• **INSTRUCTIONS TO FOLLOW**: Write out the material again word for word, dropping any images it holds.

• **RECORDED INFORMATION**:

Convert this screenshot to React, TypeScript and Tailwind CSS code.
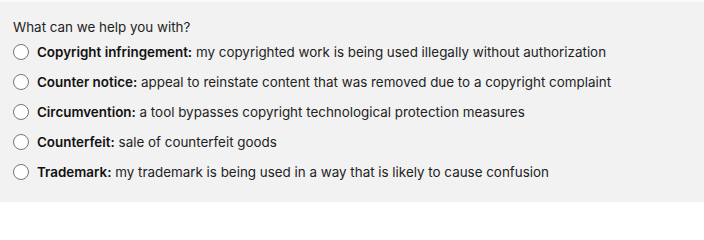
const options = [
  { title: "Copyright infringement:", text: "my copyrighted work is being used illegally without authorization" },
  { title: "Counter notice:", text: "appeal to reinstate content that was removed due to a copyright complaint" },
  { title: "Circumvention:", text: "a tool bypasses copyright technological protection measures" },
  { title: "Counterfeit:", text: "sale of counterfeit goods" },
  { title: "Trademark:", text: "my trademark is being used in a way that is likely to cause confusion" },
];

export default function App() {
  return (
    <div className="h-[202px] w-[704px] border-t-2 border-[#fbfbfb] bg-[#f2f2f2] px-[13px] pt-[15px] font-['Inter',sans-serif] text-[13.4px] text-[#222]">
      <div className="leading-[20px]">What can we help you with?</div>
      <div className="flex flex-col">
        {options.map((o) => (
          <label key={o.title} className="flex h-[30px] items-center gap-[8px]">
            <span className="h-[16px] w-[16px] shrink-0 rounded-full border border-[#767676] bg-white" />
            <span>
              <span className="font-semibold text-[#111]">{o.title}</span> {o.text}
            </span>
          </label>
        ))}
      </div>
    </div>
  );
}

• **TASK OUTPUT**:
Convert this screenshot to React, TypeScript and Tailwind CSS code.
const options = [
  { title: "Copyright infringement:", text: "my copyrighted work is being used illegally without authorization" },
  { title: "Counter notice:", text: "appeal to reinstate content that was removed due to a copyright complaint" },
  { title: "Circumvention:", text: "a tool bypasses copyright technological protection measures" },
  { title: "Counterfeit:", text: "sale of counterfeit goods" },
  { title: "Trademark:", text: "my trademark is being used in a way that is likely to cause confusion" },
];

export default function App() {
  return (
    <div className="h-[202px] w-[704px] border-t-2 border-[#fbfbfb] bg-[#f2f2f2] px-[13px] pt-[15px] font-['Inter',sans-serif] text-[13.4px] text-[#222]">
      <div className="leading-[20px]">What can we help you with?</div>
      <div className="flex flex-col">
        {options.map((o) => (
          <label key={o.title} className="flex h-[30px] items-center gap-[8px]">
            <span className="h-[16px] w-[16px] shrink-0 rounded-full border border-[#767676] bg-white" />
            <span>
              <span className="font-semibold text-[#111]">{o.title}</span> {o.text}
            </span>
          </label>
        ))}
      </div>
    </div>
  );
}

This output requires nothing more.